(PROBLEM)
Give the listing again character for character, but drop the images.
_ _ _ _ _
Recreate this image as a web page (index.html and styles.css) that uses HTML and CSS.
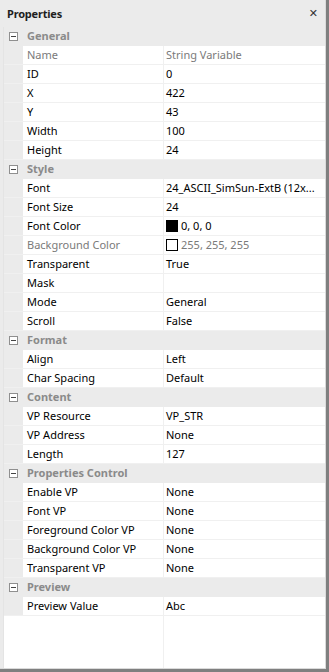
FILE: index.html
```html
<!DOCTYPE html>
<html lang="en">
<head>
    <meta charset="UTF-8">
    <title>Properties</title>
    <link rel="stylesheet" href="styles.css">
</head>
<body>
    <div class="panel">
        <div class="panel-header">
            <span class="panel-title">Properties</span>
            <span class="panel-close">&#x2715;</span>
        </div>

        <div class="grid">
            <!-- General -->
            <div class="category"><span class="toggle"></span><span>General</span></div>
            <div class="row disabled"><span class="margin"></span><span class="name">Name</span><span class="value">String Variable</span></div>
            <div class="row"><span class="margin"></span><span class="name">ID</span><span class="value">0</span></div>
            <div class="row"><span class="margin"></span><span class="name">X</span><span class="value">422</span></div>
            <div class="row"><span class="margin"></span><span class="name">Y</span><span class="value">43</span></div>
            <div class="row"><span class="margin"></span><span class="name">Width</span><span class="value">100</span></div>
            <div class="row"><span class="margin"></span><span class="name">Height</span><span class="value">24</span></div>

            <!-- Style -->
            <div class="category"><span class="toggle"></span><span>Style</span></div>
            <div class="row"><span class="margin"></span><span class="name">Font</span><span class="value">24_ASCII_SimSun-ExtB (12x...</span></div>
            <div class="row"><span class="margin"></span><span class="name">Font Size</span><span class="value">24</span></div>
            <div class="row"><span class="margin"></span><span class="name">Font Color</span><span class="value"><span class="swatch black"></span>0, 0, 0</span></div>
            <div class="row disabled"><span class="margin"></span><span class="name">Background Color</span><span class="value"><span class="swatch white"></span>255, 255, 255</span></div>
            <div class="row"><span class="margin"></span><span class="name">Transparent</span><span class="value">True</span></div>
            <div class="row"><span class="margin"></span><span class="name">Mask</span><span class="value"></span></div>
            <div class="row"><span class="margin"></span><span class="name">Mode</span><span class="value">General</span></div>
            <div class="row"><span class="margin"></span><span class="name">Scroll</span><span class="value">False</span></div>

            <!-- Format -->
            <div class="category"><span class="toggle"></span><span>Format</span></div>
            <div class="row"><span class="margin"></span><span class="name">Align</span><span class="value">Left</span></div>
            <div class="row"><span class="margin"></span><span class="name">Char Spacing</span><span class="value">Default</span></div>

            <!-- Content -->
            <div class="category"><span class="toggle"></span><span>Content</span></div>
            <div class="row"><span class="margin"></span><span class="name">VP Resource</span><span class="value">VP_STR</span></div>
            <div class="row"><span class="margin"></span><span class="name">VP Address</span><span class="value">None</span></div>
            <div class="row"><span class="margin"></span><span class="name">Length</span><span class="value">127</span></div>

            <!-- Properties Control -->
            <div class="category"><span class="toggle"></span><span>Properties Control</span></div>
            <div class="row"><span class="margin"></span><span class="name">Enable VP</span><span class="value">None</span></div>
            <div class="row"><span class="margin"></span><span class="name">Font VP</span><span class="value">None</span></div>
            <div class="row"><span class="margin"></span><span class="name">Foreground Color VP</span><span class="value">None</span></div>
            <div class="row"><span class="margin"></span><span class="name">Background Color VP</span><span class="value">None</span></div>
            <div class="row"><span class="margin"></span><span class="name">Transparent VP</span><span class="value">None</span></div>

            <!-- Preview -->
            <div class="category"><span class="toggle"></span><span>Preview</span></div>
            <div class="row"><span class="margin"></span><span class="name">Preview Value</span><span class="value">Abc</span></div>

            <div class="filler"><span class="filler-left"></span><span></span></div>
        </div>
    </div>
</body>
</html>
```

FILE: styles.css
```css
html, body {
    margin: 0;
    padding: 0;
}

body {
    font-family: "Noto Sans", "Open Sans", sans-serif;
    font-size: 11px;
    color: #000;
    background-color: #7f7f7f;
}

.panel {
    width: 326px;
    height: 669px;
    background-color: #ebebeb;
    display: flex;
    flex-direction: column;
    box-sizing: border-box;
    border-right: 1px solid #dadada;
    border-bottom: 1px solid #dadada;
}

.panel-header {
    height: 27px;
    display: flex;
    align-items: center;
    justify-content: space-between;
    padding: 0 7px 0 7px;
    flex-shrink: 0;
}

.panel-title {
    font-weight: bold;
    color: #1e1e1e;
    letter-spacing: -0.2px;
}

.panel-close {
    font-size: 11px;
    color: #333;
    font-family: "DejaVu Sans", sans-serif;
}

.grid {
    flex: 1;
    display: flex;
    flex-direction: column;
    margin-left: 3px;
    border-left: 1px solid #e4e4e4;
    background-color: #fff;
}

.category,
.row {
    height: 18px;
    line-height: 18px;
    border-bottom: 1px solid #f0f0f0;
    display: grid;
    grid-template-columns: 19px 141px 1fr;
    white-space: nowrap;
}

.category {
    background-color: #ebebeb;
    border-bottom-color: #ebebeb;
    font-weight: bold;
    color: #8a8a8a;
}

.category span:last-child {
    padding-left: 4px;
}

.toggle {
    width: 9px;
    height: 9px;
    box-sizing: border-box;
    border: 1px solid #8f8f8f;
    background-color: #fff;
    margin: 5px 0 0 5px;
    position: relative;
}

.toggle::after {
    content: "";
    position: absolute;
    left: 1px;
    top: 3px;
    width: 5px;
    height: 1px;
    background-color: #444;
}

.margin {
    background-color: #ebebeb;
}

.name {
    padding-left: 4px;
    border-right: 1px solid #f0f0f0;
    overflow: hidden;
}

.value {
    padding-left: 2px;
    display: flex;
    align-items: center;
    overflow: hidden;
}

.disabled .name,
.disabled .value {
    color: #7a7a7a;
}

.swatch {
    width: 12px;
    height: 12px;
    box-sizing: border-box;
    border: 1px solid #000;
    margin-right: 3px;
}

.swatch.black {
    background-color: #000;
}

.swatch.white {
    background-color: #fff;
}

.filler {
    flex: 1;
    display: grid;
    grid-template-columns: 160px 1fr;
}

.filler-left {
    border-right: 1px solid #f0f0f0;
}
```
_ _ _ _ _
(OUTPUT OF THE EXERCISE)
Recreate this image as a web page (index.html and styles.css) that uses HTML and CSS.
FILE: index.html
```html
<!DOCTYPE html>
<html lang="en">
<head>
    <meta charset="UTF-8">
    <title>Properties</title>
    <link rel="stylesheet" href="styles.css">
</head>
<body>
    <div class="panel">
        <div class="panel-header">
            <span class="panel-title">Properties</span>
            <span class="panel-close">&#x2715;</span>
        </div>

        <div class="grid">
            <!-- General -->
            <div class="category"><span class="toggle"></span><span>General</span></div>
            <div class="row disabled"><span class="margin"></span><span class="name">Name</span><span class="value">String Variable</span></div>
            <div class="row"><span class="margin"></span><span class="name">ID</span><span class="value">0</span></div>
            <div class="row"><span class="margin"></span><span class="name">X</span><span class="value">422</span></div>
            <div class="row"><span class="margin"></span><span class="name">Y</span><span class="value">43</span></div>
            <div class="row"><span class="margin"></span><span class="name">Width</span><span class="value">100</span></div>
            <div class="row"><span class="margin"></span><span class="name">Height</span><span class="value">24</span></div>

            <!-- Style -->
            <div class="category"><span class="toggle"></span><span>Style</span></div>
            <div class="row"><span class="margin"></span><span class="name">Font</span><span class="value">24_ASCII_SimSun-ExtB (12x...</span></div>
            <div class="row"><span class="margin"></span><span class="name">Font Size</span><span class="value">24</span></div>
            <div class="row"><span class="margin"></span><span class="name">Font Color</span><span class="value"><span class="swatch black"></span>0, 0, 0</span></div>
            <div class="row disabled"><span class="margin"></span><span class="name">Background Color</span><span class="value"><span class="swatch white"></span>255, 255, 255</span></div>
            <div class="row"><span class="margin"></span><span class="name">Transparent</span><span class="value">True</span></div>
            <div class="row"><span class="margin"></span><span class="name">Mask</span><span class="value"></span></div>
            <div class="row"><span class="margin"></span><span class="name">Mode</span><span class="value">General</span></div>
            <div class="row"><span class="margin"></span><span class="name">Scroll</span><span class="value">False</span></div>

            <!-- Format -->
            <div class="category"><span class="toggle"></span><span>Format</span></div>
            <div class="row"><span class="margin"></span><span class="name">Align</span><span class="value">Left</span></div>
            <div class="row"><span class="margin"></span><span class="name">Char Spacing</span><span class="value">Default</span></div>

            <!-- Content -->
            <div class="category"><span class="toggle"></span><span>Content</span></div>
            <div class="row"><span class="margin"></span><span class="name">VP Resource</span><span class="value">VP_STR</span></div>
            <div class="row"><span class="margin"></span><span class="name">VP Address</span><span class="value">None</span></div>
            <div class="row"><span class="margin"></span><span class="name">Length</span><span class="value">127</span></div>

            <!-- Properties Control -->
            <div class="category"><span class="toggle"></span><span>Properties Control</span></div>
            <div class="row"><span class="margin"></span><span class="name">Enable VP</span><span class="value">None</span></div>
            <div class="row"><span class="margin"></span><span class="name">Font VP</span><span class="value">None</span></div>
            <div class="row"><span class="margin"></span><span class="name">Foreground Color VP</span><span class="value">None</span></div>
            <div class="row"><span class="margin"></span><span class="name">Background Color VP</span><span class="value">None</span></div>
            <div class="row"><span class="margin"></span><span class="name">Transparent VP</span><span class="value">None</span></div>

            <!-- Preview -->
            <div class="category"><span class="toggle"></span><span>Preview</span></div>
            <div class="row"><span class="margin"></span><span class="name">Preview Value</span><span class="value">Abc</span></div>

            <div class="filler"><span class="filler-left"></span><span></span></div>
        </div>
    </div>
</body>
</html>
```

FILE: styles.css
```css
html, body {
    margin: 0;
    padding: 0;
}

body {
    font-family: "Noto Sans", "Open Sans", sans-serif;
    font-size: 11px;
    color: #000;
    background-color: #7f7f7f;
}

.panel {
    width: 326px;
    height: 669px;
    background-color: #ebebeb;
    display: flex;
    flex-direction: column;
    box-sizing: border-box;
    border-right: 1px solid #dadada;
    border-bottom: 1px solid #dadada;
}

.panel-header {
    height: 27px;
    display: flex;
    align-items: center;
    justify-content: space-between;
    padding: 0 7px 0 7px;
    flex-shrink: 0;
}

.panel-title {
    font-weight: bold;
    color: #1e1e1e;
    letter-spacing: -0.2px;
}

.panel-close {
    font-size: 11px;
    color: #333;
    font-family: "DejaVu Sans", sans-serif;
}

.grid {
    flex: 1;
    display: flex;
    flex-direction: column;
    margin-left: 3px;
    border-left: 1px solid #e4e4e4;
    background-color: #fff;
}

.category,
.row {
    height: 18px;
    line-height: 18px;
    border-bottom: 1px solid #f0f0f0;
    display: grid;
    grid-template-columns: 19px 141px 1fr;
    white-space: nowrap;
}

.category {
    background-color: #ebebeb;
    border-bottom-color: #ebebeb;
    font-weight: bold;
    color: #8a8a8a;
}

.category span:last-child {
    padding-left: 4px;
}

.toggle {
    width: 9px;
    height: 9px;
    box-sizing: border-box;
    border: 1px solid #8f8f8f;
    background-color: #fff;
    margin: 5px 0 0 5px;
    position: relative;
}

.toggle::after {
    content: "";
    position: absolute;
    left: 1px;
    top: 3px;
    width: 5px;
    height: 1px;
    background-color: #444;
}

.margin {
    background-color: #ebebeb;
}

.name {
    padding-left: 4px;
    border-right: 1px solid #f0f0f0;
    overflow: hidden;
}

.value {
    padding-left: 2px;
    display: flex;
    align-items: center;
    overflow: hidden;
}

.disabled .name,
.disabled .value {
    color: #7a7a7a;
}

.swatch {
    width: 12px;
    height: 12px;
    box-sizing: border-box;
    border: 1px solid #000;
    margin-right: 3px;
}

.swatch.black {
    background-color: #000;
}

.swatch.white {
    background-color: #fff;
}

.filler {
    flex: 1;
    display: grid;
    grid-template-columns: 160px 1fr;
}

.filler-left {
    border-right: 1px solid #f0f0f0;
}
```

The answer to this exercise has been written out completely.